According to a blog post by Chris Abraham, “Chris Brogan said it best the other day on Twitter, “customer service is the new PR.” Looking at what @comcastcares has been able to do, customer service is the new PR, the new marketing, and the new advertising.
I’m looking into the future of PR as struggling traditional media transitions to online-only.
Twitter and other social networks does provide companies with new ways to monitor what’s being said about them. Both Comcast and Dell have been lauded for their successful online initiatives.
It seems to me that customer service is important — esp. during a downturn — and that it is a function that is undervalued (and likely underfunded), and deserves a place at the table.

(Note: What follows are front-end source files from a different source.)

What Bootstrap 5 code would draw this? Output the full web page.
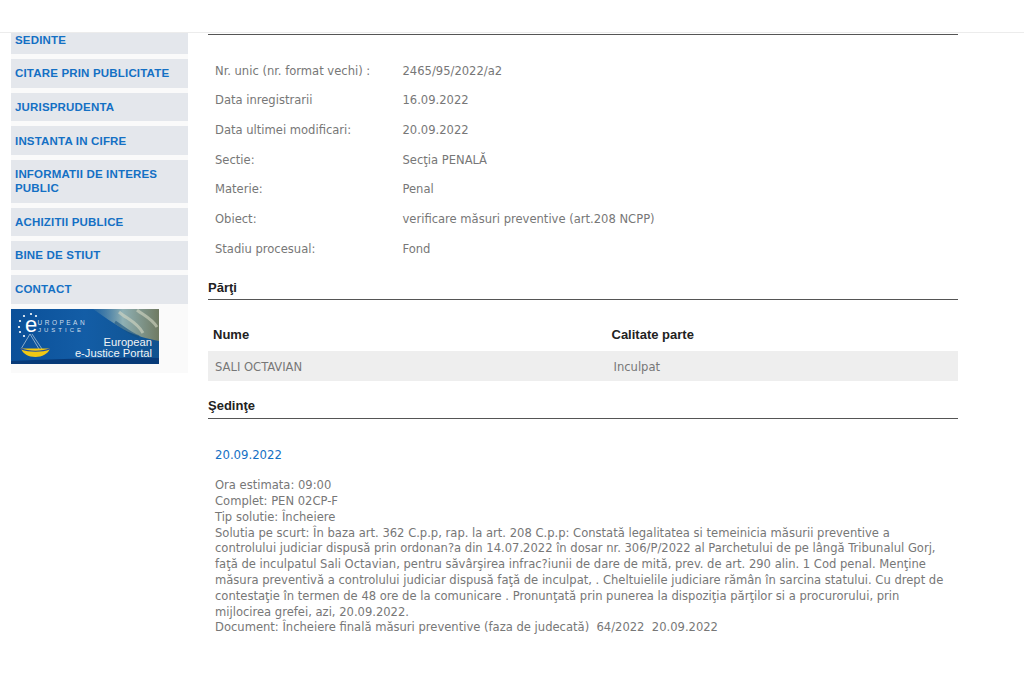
<!DOCTYPE html>
<html lang="ro">
<head>
<meta charset="utf-8">
<title>Dosar</title>
<link href="https://cdn.jsdelivr.net/npm/bootstrap@5.3.0/dist/css/bootstrap.min.css" rel="stylesheet">
<style>
html,body{height:100%;overflow:hidden}
body{background:#fff;font-family:"DejaVu Sans Condensed","DejaVu Sans",sans-serif;font-size:12.85px;color:#777}
.topstrip{height:33px;border-bottom:1px solid #ececec;background:#fff}
.page-wrap{padding-left:11px}
.side-col{width:177px;flex:none;background:#fafafa;height:340px}
.side-link{display:block;background:#e4e7ec;color:#1470c4;font:bold 11.5px/14px "Liberation Sans",sans-serif;letter-spacing:.18px;text-decoration:none;padding:7.2px 4px 7.47px;margin-bottom:5px}
.side-link.first{padding:0 4px 7px;height:21px}
.portal{display:block;width:148px;height:55px;margin-top:1.33px}
.main-col{width:750px;flex:none;margin-left:20px}
.top-rule{height:1px;background:#555;margin-top:1px}
.facts{margin:20.6px 0 0 7px}
.fact{display:flex;height:29.67px;line-height:29.67px;white-space:nowrap}
.fact-l{width:187.5px;flex:none}
.sect{font:bold 13px/15px "Liberation Sans",sans-serif;color:#222;border-bottom:1px solid #555;padding-bottom:4px}
.sect-a{margin-top:17.1px}
.sect-b{margin-top:17.5px;padding-bottom:5px}
.ptable{margin:27px 0 0}
.phead{display:flex;font:bold 13px/16px "Liberation Sans",sans-serif;color:#222;height:24px;padding:0 5px}
.prow{display:flex;background:#eee;height:29.5px;line-height:31px;padding:0 7px}
.pc1{width:398.5px;flex:none}
.date-link{display:block;color:#1470c4;text-decoration:none;margin:27px 0 13px 7px;line-height:17px;font-size:13px}
.detail{margin-left:7px;line-height:15.8px;white-space:nowrap;margin-top:14px}
</style>
</head>
<body>
<div class="topstrip"></div>
<div class="page-wrap d-flex">
  <aside class="side-col">
    <a class="side-link first" href="#">SEDINTE</a>
    <a class="side-link" href="#">CITARE PRIN PUBLICITATE</a>
    <a class="side-link" href="#">JURISPRUDENTA</a>
    <a class="side-link" href="#">INSTANTA IN CIFRE</a>
    <a class="side-link" href="#">INFORMATII DE INTERES PUBLIC</a>
    <a class="side-link" href="#">ACHIZITII PUBLICE</a>
    <a class="side-link" href="#">BINE DE STIUT</a>
    <a class="side-link" href="#">CONTACT</a>
    <svg class="portal" viewBox="0 0 148 55" role="img" aria-label="European e-Justice Portal">
      <defs>
        <linearGradient id="bg" x1="0" y1="0" x2="1" y2="0"><stop offset="0" stop-color="#0b5099"/><stop offset=".5" stop-color="#135da6"/><stop offset="1" stop-color="#0f528f"/></linearGradient>
        <linearGradient id="sh" x1="0" y1="0" x2="1" y2="0"><stop offset="0" stop-color="#5f8faa" stop-opacity=".2"/><stop offset=".45" stop-color="#8fb0b4"/><stop offset="1" stop-color="#6f7a62"/></linearGradient>
      </defs>
      <rect width="148" height="55" fill="url(#bg)"/>
      <path d="M82 0H148V32C138 30 124 27 112 20C102 14 92 7 82 0Z" fill="url(#sh)"/>
      <path d="M108 3C116 10 126 13 132 24M126 1C132 6 140 9 146 18" stroke="#d6d8c4" stroke-width="3" fill="none" opacity=".6"/>
      <path d="M104 13C112 18 118 24 128 28" stroke="#16507f" stroke-width="3" fill="none" opacity=".6"/>
      <path d="M0 52C50 50 100 48 148 49V55H0Z" fill="#073a78"/>
      <g fill="#fff"><circle cx="13" cy="7" r="1.1"/><circle cx="20" cy="5" r="1.1"/><circle cx="25" cy="7" r="1.1"/><circle cx="9" cy="12" r="1.1"/><circle cx="8" cy="18" r="1.1"/><circle cx="9" cy="23" r="1.1"/><circle cx="13" cy="27" r="1.1"/></g>
      <text x="14" y="23" fill="#fff" font-family="Liberation Sans" font-size="22">e</text>
      <text x="26.5" y="16" fill="#cfdeeb" font-family="Liberation Sans" font-size="6.5" letter-spacing="2.5">UROPEAN</text>
      <text x="27" y="22.5" fill="#cfdeeb" font-family="Liberation Sans" font-size="6" letter-spacing="3">JUSTICE</text>
      <path d="M19 25L10 40M19 25L28 40M21 25L31 40" stroke="#a9c2d6" stroke-width=".8" fill="none"/>
      <path d="M10 39.5H39C37 45 31 48 24.5 48C17 48 12 45 10 39.5Z" fill="#f2c814"/>
      <path d="M10 39C18 42.5 31 42.5 39 39L39 40.5C31 43.5 18 43.5 10 40.5Z" fill="#234f9e"/>
      <text x="141" y="37" text-anchor="end" fill="#f0f3f5" font-family="Liberation Sans" font-size="11.2">European</text>
      <text x="141" y="48" text-anchor="end" fill="#f0f3f5" font-family="Liberation Sans" font-size="11.2">e-Justice Portal</text>
    </svg>
  </aside>
  <main class="main-col">
    <div class="top-rule"></div>
    <div class="facts">
      <div class="fact"><div class="fact-l">Nr. unic (nr. format vechi) :</div><div>2465/95/2022/a2</div></div>
      <div class="fact"><div class="fact-l">Data inregistrarii</div><div>16.09.2022</div></div>
      <div class="fact"><div class="fact-l">Data ultimei modificari:</div><div>20.09.2022</div></div>
      <div class="fact"><div class="fact-l">Sectie:</div><div>Secţia PENALĂ</div></div>
      <div class="fact"><div class="fact-l">Materie:</div><div>Penal</div></div>
      <div class="fact"><div class="fact-l">Obiect:</div><div>verificare măsuri preventive (art.208 NCPP)</div></div>
      <div class="fact"><div class="fact-l">Stadiu procesual:</div><div>Fond</div></div>
    </div>
    <div class="sect sect-a">Părţi</div>
    <div class="ptable">
      <div class="phead"><div class="pc1">Nume</div><div>Calitate parte</div></div>
      <div class="prow"><div class="pc1">SALI OCTAVIAN</div><div>Inculpat</div></div>
    </div>
    <div class="sect sect-b">Şedinţe</div>
    <a class="date-link" href="#">20.09.2022</a>
    <div class="detail">
      Ora estimata: 09:00<br>
      Complet: PEN 02CP-F<br>
      Tip solutie: Încheiere<br>
      Solutia pe scurt: În baza art. 362 C.p.p, rap. la art. 208 C.p.p: Constată legalitatea si temeinicia măsurii preventive a<br>
      controlului judiciar dispusă prin ordonan?a din 14.07.2022 în dosar nr. 306/P/2022 al Parchetului de pe lângă Tribunalul Gorj,<br>
      faţă de inculpatul Sali Octavian, pentru săvârşirea infrac?iunii de dare de mită, prev. de art. 290 alin. 1 Cod penal. Menţine<br>
      măsura preventivă a controlului judiciar dispusă faţă de inculpat, . Cheltuielile judiciare rămân în sarcina statului. Cu drept de<br>
      contestaţie în termen de 48 ore de la comunicare . Pronunţată prin punerea la dispoziţia părţilor si a procurorului, prin<br>
      mijlocirea grefei, azi, 20.09.2022.<br>
      Document: Încheiere finală măsuri preventive (faza de judecată)&nbsp; 64/2022&nbsp; 20.09.2022
    </div>
  </main>
</div>
<script src="https://cdn.jsdelivr.net/npm/bootstrap@5.3.0/dist/js/bootstrap.bundle.min.js"></script>
</body>
</html>
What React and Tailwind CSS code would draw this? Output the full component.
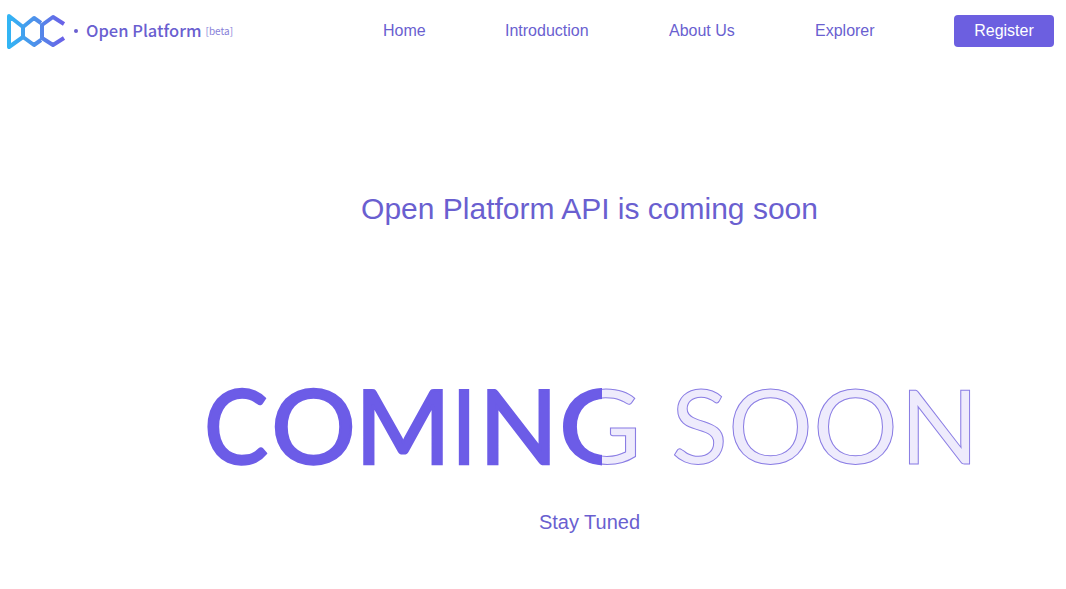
import React from "react";

const letters = [
  ["C", 204, 64],
  ["O", 271, 85],
  ["M", 355, 96],
  ["I", 452, 24],
  ["N", 479, 79],
];
const soon = [
  ["S", 671, 57],
  ["O", 728, 85],
  ["O", 813, 85],
  ["N", 900, 79],
];

function Logo() {
  return (
    <svg width="60" height="36" viewBox="5 13 60 36" fill="none" className="shrink-0">
      <defs>
        <linearGradient id="lg" x1="5" y1="0" x2="65" y2="0" gradientUnits="userSpaceOnUse">
          <stop offset="0" stopColor="#2fb8f5" />
          <stop offset="0.5" stopColor="#4f90ea" />
          <stop offset="1" stopColor="#6c5ce7" />
        </linearGradient>
      </defs>
      <path
        d="M8 16 L22 27 V37 L8 47 Z M22 27 L33 18 L40 23 M22 37 L33 45 L40 40 M63 24 L52 17 L41 25 V38 L52 45 L63 38"
        stroke="url(#lg)"
        strokeWidth="4"
        strokeLinejoin="round"
      />
    </svg>
  );
}

const type = { fontFamily: "Lato, sans-serif", fontSize: 103, y: 464 };

export default function App() {
  return (
    <div className="min-h-[589px] bg-white font-['Liberation_Sans',Arial,sans-serif] text-[#6a5fd0]">
      <header className="flex h-[62px] items-center pl-[6px]">
        <Logo />
        <div className="-mt-[1px] ml-[8px] flex w-[309px] items-center font-['Noto_Sans_CJK_SC','Noto_Sans',sans-serif]">
          <span className="mr-[8px] h-[4px] w-[4px] rounded-full bg-[#6a5fd0]" />
          <span className="text-[16.5px] font-medium">Open Platform</span>
          <span className="ml-[4px] text-[10px] opacity-80">[beta]</span>
        </div>
        <nav className="flex items-center text-base">
          <a className="w-[122px]">Home</a>
          <a className="w-[164px]">Introduction</a>
          <a className="w-[146px]">About Us</a>
          <a className="w-[139px]">Explorer</a>
          <button className="h-[32px] w-[100px] rounded-[4px] bg-[#6c5fe0] text-base text-white">Register</button>
        </nav>
      </header>

      <main className="flex flex-col items-center pl-[113px]">
        <h1 className="mt-[127px] text-[30px] leading-[40px] font-normal">Open Platform API is coming soon</h1>
        <div className="mt-[146px] h-[100px] w-[780px]">
          <svg width="780" height="100" viewBox="200 375 780 100" className="block">
            <defs>
              <clipPath id="leftHalf">
                <rect x="200" y="375" width="402" height="100" />
              </clipPath>
            </defs>
            <g fill="#6c5ce7" stroke="#6c5ce7" strokeWidth="2.4">
              {letters.map(([ch, x, w], i) => (
                <text key={i} {...type} x={x} textLength={w} lengthAdjust="spacingAndGlyphs">
                  {ch}
                </text>
              ))}
            </g>
            <g fill="#eeebfc" stroke="#8a7de4" strokeWidth="1">
              <text id="splitG" {...type} x={559} textLength={83} lengthAdjust="spacingAndGlyphs">
                G
              </text>
            </g>
            <use href="#splitG" fill="#6c5ce7" stroke="#6c5ce7" strokeWidth="2.4" clipPath="url(#leftHalf)" />
            <g fill="#eeebfc" stroke="#8a7de4" strokeWidth="1">
              {soon.map(([ch, x, w], i) => (
                <text key={i} {...type} x={x} textLength={w} lengthAdjust="spacingAndGlyphs">
                  {ch}
                </text>
              ))}
            </g>
          </svg>
        </div>
        <p className="mt-[33px] text-xl leading-[28px]">Stay Tuned</p>
      </main>
    </div>
  );
}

But to limit PR, marketing and advertising to a support role in the customer service world seems to do a disservice to each discipline. It’s vital to keep current customers happy, but the population of a company’s customers using Twitter may be a subsection of the total. I use Twitter (PRPresident), but I think marketers need to keep in mind two things:
- Not everyone uses Twitter.
- Twitter and a number of the other social networks either have not monetized their services or have an advertising-supported business model — and we’re in the midst of one of the longest post-WWII recession. So who knows how long these services can survive in their current form?
Marketers need to reach out to customers and potential customers in a variety of channels and approaches. PR is more than customer service — they should work together, and I’d bet not enough companies currently are doing so.